_Required work_
Restate the full listing word for word and leave the pictures out.

begin Provided data

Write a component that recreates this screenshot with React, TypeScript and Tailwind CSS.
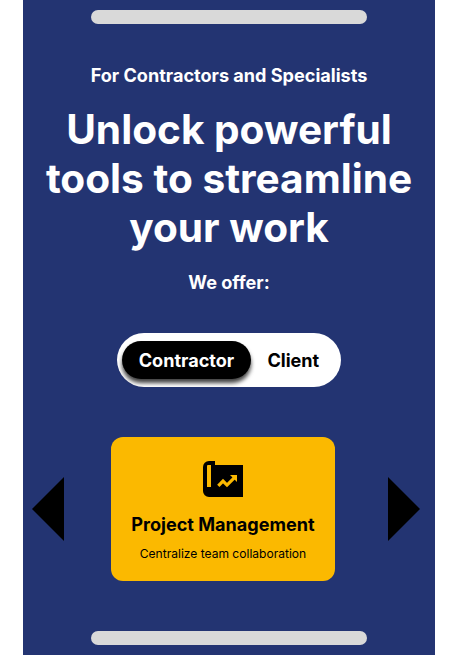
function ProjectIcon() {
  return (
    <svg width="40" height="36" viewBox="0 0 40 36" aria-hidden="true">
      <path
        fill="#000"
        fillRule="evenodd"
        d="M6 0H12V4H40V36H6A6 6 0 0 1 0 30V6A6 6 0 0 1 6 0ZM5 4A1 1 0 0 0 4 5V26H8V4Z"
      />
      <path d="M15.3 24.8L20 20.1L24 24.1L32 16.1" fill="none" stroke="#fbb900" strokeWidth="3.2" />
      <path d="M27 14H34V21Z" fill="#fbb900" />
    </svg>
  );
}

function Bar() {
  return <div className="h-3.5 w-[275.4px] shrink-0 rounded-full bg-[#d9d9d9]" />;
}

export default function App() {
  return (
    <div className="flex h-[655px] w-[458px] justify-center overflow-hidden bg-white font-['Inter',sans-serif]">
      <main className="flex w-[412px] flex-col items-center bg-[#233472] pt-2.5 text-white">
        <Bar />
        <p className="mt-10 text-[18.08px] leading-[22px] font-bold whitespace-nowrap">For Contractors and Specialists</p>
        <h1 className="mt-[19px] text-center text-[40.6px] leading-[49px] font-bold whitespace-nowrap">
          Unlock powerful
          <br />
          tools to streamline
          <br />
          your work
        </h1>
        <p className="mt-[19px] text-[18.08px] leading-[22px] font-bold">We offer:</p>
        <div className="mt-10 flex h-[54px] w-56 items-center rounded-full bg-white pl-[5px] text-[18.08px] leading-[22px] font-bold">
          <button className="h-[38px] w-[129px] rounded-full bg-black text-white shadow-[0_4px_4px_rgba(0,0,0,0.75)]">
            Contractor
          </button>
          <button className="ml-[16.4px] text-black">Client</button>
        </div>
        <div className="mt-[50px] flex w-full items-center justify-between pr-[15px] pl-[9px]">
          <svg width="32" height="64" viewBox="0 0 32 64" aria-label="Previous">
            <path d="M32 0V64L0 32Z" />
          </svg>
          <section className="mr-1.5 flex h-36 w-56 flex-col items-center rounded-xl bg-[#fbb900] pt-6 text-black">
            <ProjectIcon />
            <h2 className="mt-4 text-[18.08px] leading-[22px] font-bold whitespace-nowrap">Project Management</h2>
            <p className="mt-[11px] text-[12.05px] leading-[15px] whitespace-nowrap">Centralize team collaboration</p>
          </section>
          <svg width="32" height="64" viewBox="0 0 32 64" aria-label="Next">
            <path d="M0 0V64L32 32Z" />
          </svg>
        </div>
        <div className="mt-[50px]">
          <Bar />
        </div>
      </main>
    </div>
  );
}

end Provided data

_Output for this exercise_
Write a component that recreates this screenshot with React, TypeScript and Tailwind CSS.
function ProjectIcon() {
  return (
    <svg width="40" height="36" viewBox="0 0 40 36" aria-hidden="true">
      <path
        fill="#000"
        fillRule="evenodd"
        d="M6 0H12V4H40V36H6A6 6 0 0 1 0 30V6A6 6 0 0 1 6 0ZM5 4A1 1 0 0 0 4 5V26H8V4Z"
      />
      <path d="M15.3 24.8L20 20.1L24 24.1L32 16.1" fill="none" stroke="#fbb900" strokeWidth="3.2" />
      <path d="M27 14H34V21Z" fill="#fbb900" />
    </svg>
  );
}

function Bar() {
  return <div className="h-3.5 w-[275.4px] shrink-0 rounded-full bg-[#d9d9d9]" />;
}

export default function App() {
  return (
    <div className="flex h-[655px] w-[458px] justify-center overflow-hidden bg-white font-['Inter',sans-serif]">
      <main className="flex w-[412px] flex-col items-center bg-[#233472] pt-2.5 text-white">
        <Bar />
        <p className="mt-10 text-[18.08px] leading-[22px] font-bold whitespace-nowrap">For Contractors and Specialists</p>
        <h1 className="mt-[19px] text-center text-[40.6px] leading-[49px] font-bold whitespace-nowrap">
          Unlock powerful
          <br />
          tools to streamline
          <br />
          your work
        </h1>
        <p className="mt-[19px] text-[18.08px] leading-[22px] font-bold">We offer:</p>
        <div className="mt-10 flex h-[54px] w-56 items-center rounded-full bg-white pl-[5px] text-[18.08px] leading-[22px] font-bold">
          <button className="h-[38px] w-[129px] rounded-full bg-black text-white shadow-[0_4px_4px_rgba(0,0,0,0.75)]">
            Contractor
          </button>
          <button className="ml-[16.4px] text-black">Client</button>
        </div>
        <div className="mt-[50px] flex w-full items-center justify-between pr-[15px] pl-[9px]">
          <svg width="32" height="64" viewBox="0 0 32 64" aria-label="Previous">
            <path d="M32 0V64L0 32Z" />
          </svg>
          <section className="mr-1.5 flex h-36 w-56 flex-col items-center rounded-xl bg-[#fbb900] pt-6 text-black">
            <ProjectIcon />
            <h2 className="mt-4 text-[18.08px] leading-[22px] font-bold whitespace-nowrap">Project Management</h2>
            <p className="mt-[11px] text-[12.05px] leading-[15px] whitespace-nowrap">Centralize team collaboration</p>
          </section>
          <svg width="32" height="64" viewBox="0 0 32 64" aria-label="Next">
            <path d="M0 0V64L32 32Z" />
          </svg>
        </div>
        <div className="mt-[50px]">
          <Bar />
        </div>
      </main>
    </div>
  );
}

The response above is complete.